Friday, February 20, 2015

Friday's Faces From the Past - Ada Merritt Hobbs Matthews

First, a shout out to the cousin who found me through my blog earlier this week.  I got your email but it had no return address and I could not reply.  Please email me again or check your facebook, I sent a message there, too.

This week's installment of my grandfather's autobiography included the death of his mother when she was 64 and he was 18.  He was the youngest of her six children, born 22 years after her first child, Lillian.





The three photos above were the only I had ever seen of her until recently (the woman on the right is her sister Elizabeth Hobbs Snell).  My grandfather had written that he had a photograph of her as a child in London but I did not remember ever seeing it and had no idea if it still existed.  Then in December, with my birthday card, my stepmother sent me some photos she found while cleaning out a desk.  Among them were these:


 

Well, you'll just have to imagine my excitement, but I can tell you I was practically shouting out loud.  I couldn't believe I was finally holding not only the photo I had been hoping still existed somewhere but another of her as a young woman.

I am so amazed and grateful to have all these images of my great-grandmother.  While I am fortunate to have at least one image of each of my great-grandparents I don't have anything like this range in ages for most of them, this is such a gift.

Tuesday, February 17, 2015

Tombstone Tuesday - Ada Merritt Hobbs Matthews

Yesterday's installment of my grandfather's autobiography included the death of his mother, Ada Merritt Hobbs Matthews.

She died in Carbondale, Pennsylvania in 1919 and was buried with her husband Arthur William Matthews at the Pittston Cemetery.


ADA HOBBS MATTHEWS
WIFE OF ARTHUR W MATTHEWS
SEPTEMBER 1, 1919
AGE 64



As I related shortly after my visit, I was able to find their plot with the help of Ron Faraday, President of the Greater Pittston Historical Society.

Monday, February 16, 2015

Amanuensis Monday - An Ouside Job, Losing Mother and Higher Education?

Pittston Methodist Church, Pittston, PA - 2013
This is the 11th installment of the autobiography of my paternal grandfather, Howard B Matthews.  This part starts from the time he decided a job with the mine company but outside the mine itself would be safer.  At 18, already without a father, he loses his mother as well and has to start living with siblings.  Then he decides that there may be a better life for him if he can find a way to get back to school, but not just any school.

Because World War I was in process, it was easy to find jobs.  So I became shipper at the Exeter mine of the L.V. Coal Co. located just south of West Pittston.

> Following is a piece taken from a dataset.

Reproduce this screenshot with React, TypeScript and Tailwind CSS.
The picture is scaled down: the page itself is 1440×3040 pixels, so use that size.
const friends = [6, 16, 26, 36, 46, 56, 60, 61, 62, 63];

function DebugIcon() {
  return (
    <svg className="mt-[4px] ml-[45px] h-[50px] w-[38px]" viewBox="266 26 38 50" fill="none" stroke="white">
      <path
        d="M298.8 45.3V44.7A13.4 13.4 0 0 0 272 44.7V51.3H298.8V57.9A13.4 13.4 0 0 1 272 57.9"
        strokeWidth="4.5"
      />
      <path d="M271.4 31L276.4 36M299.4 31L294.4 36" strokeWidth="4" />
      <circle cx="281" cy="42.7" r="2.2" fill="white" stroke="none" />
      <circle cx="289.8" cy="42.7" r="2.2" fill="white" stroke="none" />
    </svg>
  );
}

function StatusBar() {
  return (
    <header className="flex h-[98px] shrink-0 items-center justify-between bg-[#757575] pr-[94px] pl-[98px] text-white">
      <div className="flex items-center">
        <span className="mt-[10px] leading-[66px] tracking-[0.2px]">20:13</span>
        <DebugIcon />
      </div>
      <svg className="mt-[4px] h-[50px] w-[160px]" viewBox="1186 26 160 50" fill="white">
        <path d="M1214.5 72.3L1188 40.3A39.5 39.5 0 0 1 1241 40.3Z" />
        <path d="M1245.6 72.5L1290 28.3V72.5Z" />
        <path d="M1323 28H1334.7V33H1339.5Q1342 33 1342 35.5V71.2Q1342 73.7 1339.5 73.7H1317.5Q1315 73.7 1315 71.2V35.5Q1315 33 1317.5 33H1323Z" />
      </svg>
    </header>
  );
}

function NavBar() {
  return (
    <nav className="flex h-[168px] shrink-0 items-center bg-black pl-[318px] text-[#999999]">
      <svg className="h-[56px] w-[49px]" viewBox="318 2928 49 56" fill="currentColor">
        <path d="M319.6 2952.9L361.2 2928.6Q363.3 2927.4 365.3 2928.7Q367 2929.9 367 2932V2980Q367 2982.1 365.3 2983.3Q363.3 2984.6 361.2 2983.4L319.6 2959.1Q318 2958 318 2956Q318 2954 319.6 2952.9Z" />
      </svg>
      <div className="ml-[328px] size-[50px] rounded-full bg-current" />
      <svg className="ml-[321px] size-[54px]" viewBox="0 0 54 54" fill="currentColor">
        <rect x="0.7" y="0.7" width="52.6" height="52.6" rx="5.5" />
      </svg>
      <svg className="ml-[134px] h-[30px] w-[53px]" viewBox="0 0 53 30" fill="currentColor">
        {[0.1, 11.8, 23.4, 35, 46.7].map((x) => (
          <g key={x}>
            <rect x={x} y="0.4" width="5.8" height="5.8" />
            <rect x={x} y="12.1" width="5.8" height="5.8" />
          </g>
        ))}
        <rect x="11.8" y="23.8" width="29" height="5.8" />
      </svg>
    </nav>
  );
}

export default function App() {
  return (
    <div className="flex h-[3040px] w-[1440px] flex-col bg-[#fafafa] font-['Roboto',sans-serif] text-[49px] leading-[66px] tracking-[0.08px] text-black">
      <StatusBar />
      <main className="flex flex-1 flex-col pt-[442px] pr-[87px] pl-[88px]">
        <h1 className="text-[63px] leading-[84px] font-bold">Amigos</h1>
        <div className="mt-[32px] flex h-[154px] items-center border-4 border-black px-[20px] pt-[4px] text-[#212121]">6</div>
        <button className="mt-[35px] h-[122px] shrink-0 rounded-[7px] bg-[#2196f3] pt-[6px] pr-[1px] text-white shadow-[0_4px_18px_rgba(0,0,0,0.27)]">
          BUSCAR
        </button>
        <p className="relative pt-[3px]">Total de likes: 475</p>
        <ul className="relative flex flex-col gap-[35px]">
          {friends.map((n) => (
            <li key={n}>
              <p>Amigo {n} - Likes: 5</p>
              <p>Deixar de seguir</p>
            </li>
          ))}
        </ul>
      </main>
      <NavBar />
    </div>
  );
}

As the 3-ton cars of coal came up from the mine, they were hoisted to the top of a 5-story building called a Breaker.  There the contents were dumped into revolving crushers which reduced the larger mined pieces to the various smaller sizes which were needed in the commercial markets. Then the coal went through large tanks of water which removed, by a flotation process, the chucks of rock or slate. Finally, the now almost pure coal was run across a series of punched hole plates which sorted the coal into various sizes, - egg, chestnut, pea, buckwheat, etc. Each size was then loaded into 40 or 60 ton railroad hopper cars, for shipment via railroad to customers.

As Shipper, I sat in a glass enclosed office at a desk in front of which, within my reach, was the arm of a balance scale (similar to the small one on bathroom scales, with a sliding weight to move the balance). Outside, 6 feet below, was the scale platform crossed by railroad tracks which ran from above the Breaker to the RR classification yard beyond the scale. The loaded railroad cars moved by gravity and it was my job to read the name and number of the car (like C&O 13400) and its empty weight (printed on the car) and then weigh it as it passed slowly over the platform scale. Sometimes I missed, if the car happened to be going too fast, and this enraged the railroad conductor because he then had to have that car snaked out of those already in the yard and rerun over the scale.

During pauses in the line of cars coming from the Breaker, I phoned the sales office of the LV Coal Co in Wilkes-Barre and told them what I had already, -- so many cars of Pea, so many Chestnut, etc. soon they would phone back to give me instructions as to whom and where each car was to be shipped. Then to guarantee correct information I had to spell back to them the names and destinations, numerically. For example, Joe Jones, Port Jervis, NY would be J the 10th (letter of the alphabet), O the 15th, E the 5th and so forth.  With practice this became easy and I could spout it back to them fast. Following this I would record the complete information in the log book, with a carbon to Wilkes-Barre, and prepare a Way-Bill for each car and hand them to the RR Conductor.

I don't remember exactly how long I held that job but when the position of Supply Clerk became vacated by an older man who left for war, I was offered the promotion and accepted it. Thus I became the youngest Supply Clerk in the whole Lehigh Valley Coal Co. This involved ordering, receiving and disbursing all kinds of materials needed by the miners and other workers and it included dynamite, blasting powder, and percussion caps.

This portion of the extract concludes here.